Foundations for Practice to Change Legal Education—and Legal Hiring
The results of our Foundations for Practice study continue to reverberate throughout law schools and the legal profession, and the concepts of “The Whole Lawyer and the Character Quotient” are being covered in the press as well. Recently, the Denver Business Journal spoke with Alli Gerkman, Director of Educating Tomorrow’s Lawyers, about next steps for the project, including helping schools assess and teach some of the more intangible attributes—beyond the traditional legal skills—students need and legal employers look for when hiring recent graduates:
“We want to work with law schools and work with employers of new graduates to identify learning outcomes that law schools buy into and, crucially, that the lawyers buy into to develop a metric to measure whether each student is achieving those outcomes.”

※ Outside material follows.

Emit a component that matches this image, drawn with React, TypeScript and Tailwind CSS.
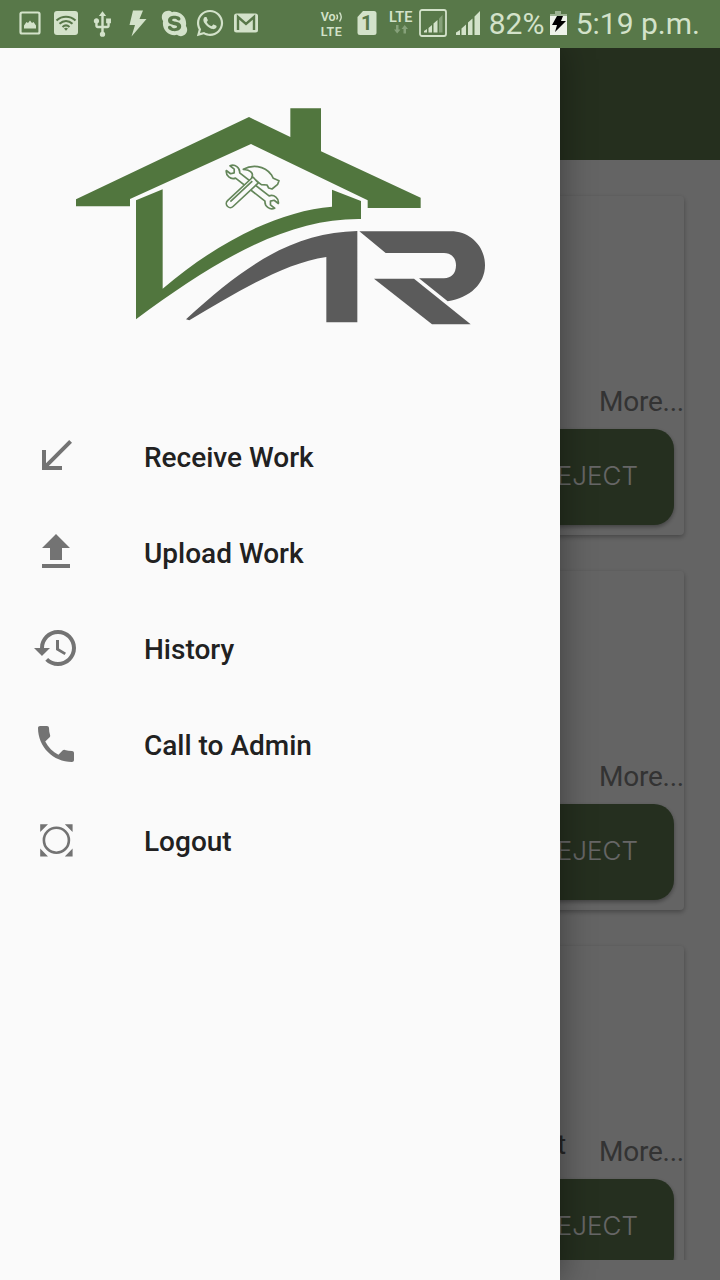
import React from "react";
import { FaSkype, FaWhatsapp } from "react-icons/fa";
import { MdUsb } from "react-icons/md";

interface MenuItem {
  label: string;
  icon: React.ReactNode;
}

const menuItems: MenuItem[] = [
  {
    label: "Receive Work",
    icon: <path d="M20 5.41L18.59 4 7 15.59V9H5v10h10v-2H8.41z" />,
  },
  {
    label: "Upload Work",
    icon: <path d="M9 16h6v-6h4l-7-7-7 7h4zm-4 2h14v2H5z" />,
  },
  {
    label: "History",
    icon: (
      <path d="M13 3c-4.97 0-9 4.03-9 9H1l3.89 3.89.07.14L9 12H6c0-3.87 3.13-7 7-7s7 3.13 7 7-3.13 7-7 7c-1.93 0-3.68-.79-4.94-2.06l-1.42 1.42C8.27 19.99 10.51 21 13 21c4.97 0 9-4.03 9-9s-4.03-9-9-9zm-1 5v5l4.28 2.54.72-1.21-3.5-2.08V8H12z" />
    ),
  },
  {
    label: "Call to Admin",
    icon: (
      <path d="M6.62 10.79c1.44 2.83 3.76 5.14 6.59 6.59l2.2-2.2c.27-.27.67-.36 1.02-.24 1.12.37 2.33.57 3.57.57.55 0 1 .45 1 1V20c0 .55-.45 1-1 1-9.39 0-17-7.61-17-17 0-.55.45-1 1-1h3.5c.55 0 1 .45 1 1 0 1.25.2 2.45.57 3.57.11.35.03.74-.25 1.02l-2.2 2.2z" />
    ),
  },
  {
    label: "Logout",
    icon: (
      <>
        <circle cx="12.2" cy="12.1" r="6.25" fill="none" stroke="currentColor" strokeWidth="1.3" />
        <path d="M4.1 4.1h3.9L4.1 8zM20.3 4.1v3.9l-3.9-3.9zM4.1 20.2v-3.9L8 20.2zM20.3 20.2h-3.9l3.9-3.9z" />
      </>
    ),
  },
];

const cards = [{ note: "" }, { note: "" }, { note: "t" }];

const StatusBar = () => (
  <header className="flex h-12 shrink-0 items-center bg-[#587849] pl-3 text-[#d3e2ca]">
    <div className="flex items-center">
      <div className="flex w-9 justify-center">
        <svg className="-mt-0.5" width="24" height="26" viewBox="0 0 24 26">
          <rect x="2.5" y="2.5" width="19" height="21" rx="1.5" fill="none" stroke="currentColor" strokeWidth="2.2" />
          <path d="M6 18.5v-3l2.500-3.500 1.500 1 2-2.500 2 2.500 1.500-1 2.500 3.500v3z" fill="currentColor" />
        </svg>
      </div>
      <div className="flex w-9 justify-center">
        <svg className="-mt-0.5" width="24" height="24" viewBox="0 0 24 24">
          <rect width="24" height="24" rx="3" fill="currentColor" />
          <g fill="none" stroke="#587849" strokeWidth="2">
            <path d="M2.5 9.5c5.5-5 13.5-5 19 0" />
            <path d="M5.5 12.8c4-3.6 9-3.6 13 0" />
            <path d="M8.5 16c2.2-2 4.8-2 7 0" />
          </g>
          <path d="M12 19.8l-2-2.3q2-1.3 4 0z" fill="#587849" />
        </svg>
      </div>
      <div className="flex w-9 justify-center">
        <MdUsb size={29} />
      </div>
      <div className="flex w-9 justify-center">
        <svg className="-mt-0.5" width="20" height="28" viewBox="0 0 20 28">
          <path d="M5 1.5h10L11.5 10h7L3.5 27.5 7 16H1.5z" fill="currentColor" />
        </svg>
      </div>
      <div className="flex w-9 justify-center">
        <FaSkype className="-mt-0.5" size={29} />
      </div>
      <div className="flex w-9 justify-center">
        <FaWhatsapp className="-mt-0.5" size={30} />
      </div>
      <div className="flex w-9 justify-center">
        <svg className="-mt-0.5" width="24" height="20" viewBox="0 0 24 20">
          <rect width="24" height="19" y="0.5" rx="2.5" fill="currentColor" />
          <path d="M4 17V4l8 7 8-7v13" fill="none" stroke="#587849" strokeWidth="2.4" />
        </svg>
      </div>
    </div>

    <div className="ml-auto flex items-center pr-5 font-[Roboto,sans-serif]">
      <div className="mr-3 flex w-6 flex-col text-[12.5px] leading-[15px] font-semibold">
        <span className="flex items-center">
          Vo
          <svg width="9" height="12" viewBox="0 0 9 12" fill="none" stroke="currentColor" strokeWidth="1.4">
            <path d="M0.500 3.500q2 2.500 0 5M3.500 1.500q3.500 4.500 0 9" />
          </svg>
        </span>
        <span className="tracking-[0.5px]">LTE</span>
      </div>
      <div className="relative mr-3 -mt-0.5 flex h-6 w-5 items-center justify-center">
        <svg className="absolute inset-0" width="20" height="24" viewBox="0 0 20 24">
          <path d="M6 0h11q2.500 0 2.500 2.500v19q0 2.500-2.500 2.500H3q-2.500 0-2.500-2.500V6z" fill="currentColor" />
        </svg>
        <span className="relative text-[20px] leading-6 font-bold text-[#587849]">1</span>
      </div>
      <div className="mr-1.5 -mt-1 flex w-6 flex-col items-center">
        <span className="text-[14.5px] leading-[14px] font-semibold">LTE</span>
        <svg width="14" height="9" viewBox="0 0 14 9" fill="#86a17a">
          <path d="M2 0h2.500v4.500h2L3.200 8.500 0 4.500h2zM9.500 8.500H12V4h2L10.700 0 7.500 4h2z" />
        </svg>
      </div>
      <svg className="mr-2 -mt-0.5" width="28" height="28" viewBox="0 0 28 28">
        <rect x="1" y="1" width="26" height="26" rx="2" fill="none" stroke="currentColor" strokeWidth="1.8" />
        <path d="M5 23.500v-1.500l3-2v3.500zM9.500 23.500v-4.500l3.500-3v7.500zM14.500 23.500v-9l4-3.500v12.500z" fill="currentColor" />
        <path d="M20 23.500V9.500l3.500-3.500v17.500z" fill="#86a17a" />
      </svg>
      <svg className="mr-2 -mt-0.5" width="26" height="26" viewBox="0 0 26 26" fill="currentColor">
        <path d="M1 25v-2.500l4-2.500v5zM6.500 25v-6.500l4.500-4V25zM13 25V12.500l4.500-4V25zM19.500 25V6.500L25 1v24z" />
      </svg>
      <span className="w-[61px] text-[30px] leading-9">82%</span>
      <svg className="mr-[9px]" width="17" height="26" viewBox="0 0 17 26">
        <path d="M5 0h6v3h6v5H0V3h5z" fill="#9cb392" />
        <path d="M0 5h17v19H0z" fill="#eef3ea" />
        <path d="M7 5h6l-2 5h5L5 21l2-7H2z" fill="#000" />
      </svg>
      <span className="text-[30px] leading-9">5:19 p.m.</span>
    </div>
  </header>
);

const WorkCard = ({ note }: { note: string }) => (
  <div className="flex h-[339px] shrink-0 flex-col items-end rounded bg-[#fafafa] pb-2.5 shadow-[0_2px_5px_rgba(0,0,0,0.3)]">
    <div className="mt-auto mb-[9px] flex h-9 items-center text-[28px] leading-9 text-[#808080]">
      <span className="mr-[33px] -mt-3.5 text-[#606060]">{note}</span>
      <span className="tracking-[-0.25px]">More...</span>
    </div>
    <button className="mr-2.5 h-24 w-[204px] shrink-0 rounded-[20px] bg-[#5c774e] pr-9 pb-1 text-right font-[Inter,sans-serif] text-[26px] font-[350] text-white shadow-[0_2px_4px_rgba(0,0,0,0.35)]">
      REJECT
    </button>
  </div>
);

const Logo = () => (
  <svg width="440" height="250" viewBox="0 0 1320 750">
    <g fill="#51763e">
      <path d="M48 328L567 81 691 141V55h92v129l299 139v31H923v-23L573 162 210 327v22H48z" />
      <path d="M228 331l80-33v298C480 450 660 363 816 350v-51l87 34v54C690 384 480 500 228 688z" />
    </g>
    <g fill="#5b5b5b">
      <path d="M378 688C570 510 710 428 892 423v274h-93V501C670 520 530 607 388 691z" />
      <path d="M898 424h274c60 0 103 46 103 102 0 55-45 98-112 108l-86-69h75c22 0 36-15 36-39 0-22-14-37-36-37H977z" />
      <path d="M942 566h120l170 137h-116z" />
    </g>
    <g fill="#fafafa" stroke="#64865a" strokeWidth="5" strokeLinejoin="round">
      {/* wrench */}
      <path
        transform="translate(577 291) rotate(38)"
        d="M-92-9A21 21 0 0 1-56-10L56-10A21 21 0 0 1 92-9L76-9 69 0 76 9 92 9A21 21 0 0 1 56 10L-56 10A21 21 0 0 1-92 9L-76 9-69 0-76-9z"
      />
      {/* hammer */}
      <path d="M550 238C575 224 612 225 634 254L640 265 657 272 653 283 636 297 626 294 621 285 604 284 575 262C582 250 572 240 550 238z" />
      <path transform="translate(546 308) rotate(-43)" d="M-48-12H56V12H-48A12 12 0 0 1-48-12zM-44-4H46" />
    </g>
  </svg>
);

const Drawer = () => (
  <aside className="absolute inset-y-0 left-0 flex w-[560px] flex-col bg-[#fafafa] shadow-[0_0_32px_rgba(0,0,0,0.4)]">
    <div className="h-[360px] pt-[42px] pl-[60px]">
      <Logo />
    </div>
    <nav className="flex flex-col">
      {menuItems.map((item) => (
        <a key={item.label} className="flex h-24 items-center gap-16 pl-8">
          <svg className="text-[#737373]" width="48" height="48" viewBox="0 0 24 24" fill="currentColor">
            {item.icon}
          </svg>
          <span className="pt-1 text-[28px] leading-9 font-medium text-[#212121]">{item.label}</span>
        </a>
      ))}
    </nav>
  </aside>
);

const App = () => {
  return (
    <div className="flex h-[1280px] w-[720px] flex-col overflow-hidden bg-[#fafafa] font-[Roboto,sans-serif]">
      <StatusBar />
      <div className="relative flex min-h-0 flex-1 flex-col overflow-hidden">
        <div className="h-28 shrink-0 bg-[#5c754d]" />
        <main className="mb-5 flex min-h-0 flex-1 flex-col gap-9 overflow-hidden px-9 pt-9">
          {cards.map((card, index) => (
            <WorkCard key={index} note={card.note} />
          ))}
        </main>
        <div className="absolute inset-0 bg-black/60" />
        <Drawer />
      </div>
    </div>
  );
};

export default App;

Measuring and teaching these desired characteristics will be no easy task, Gerkman admits, but with almost 40 percent of 2015 law graduates unable to secure full-time employment in a job requiring a law license, it is essential that law schools and legal employers work together to bring the legal education process in line with employers’ needs.
According to Katie Reilly, a partner at Wheeler Trigg O’Donnell and an active member of the firm’s recruiting process, the traditional hiring benchmarks such as LSAT score, school pedigree, and GPA are only part of the picture when it comes to identifying someone who has what it takes to be a successful lawyer:
“There are other very important traits that are perhaps even better indicators in how successful attorney’s will be. … In our current system, there is no metric to measure [these traits]. Instead you are looking for clues and it’s hard to pick up on that from their resumes. … It would be helpful if law schools could teach these skills in a very discreet and defined way, in an intentional and specific manner and then, hand-in-hand with that, develop metrics that are reliable so we don’t have to read the tea leaves.”
Foundations for Practice has shown that the profession is looking to hire recent graduates who have the total package: professional competencies, characteristics, and legal skills—but all need not be perfect right out of the gate. Importantly, Gerkman notes “it is character that will allow them to succeed and allow them to learn those practical skills over time."
"They need to show up with those characteristics, ready to learn the rest.”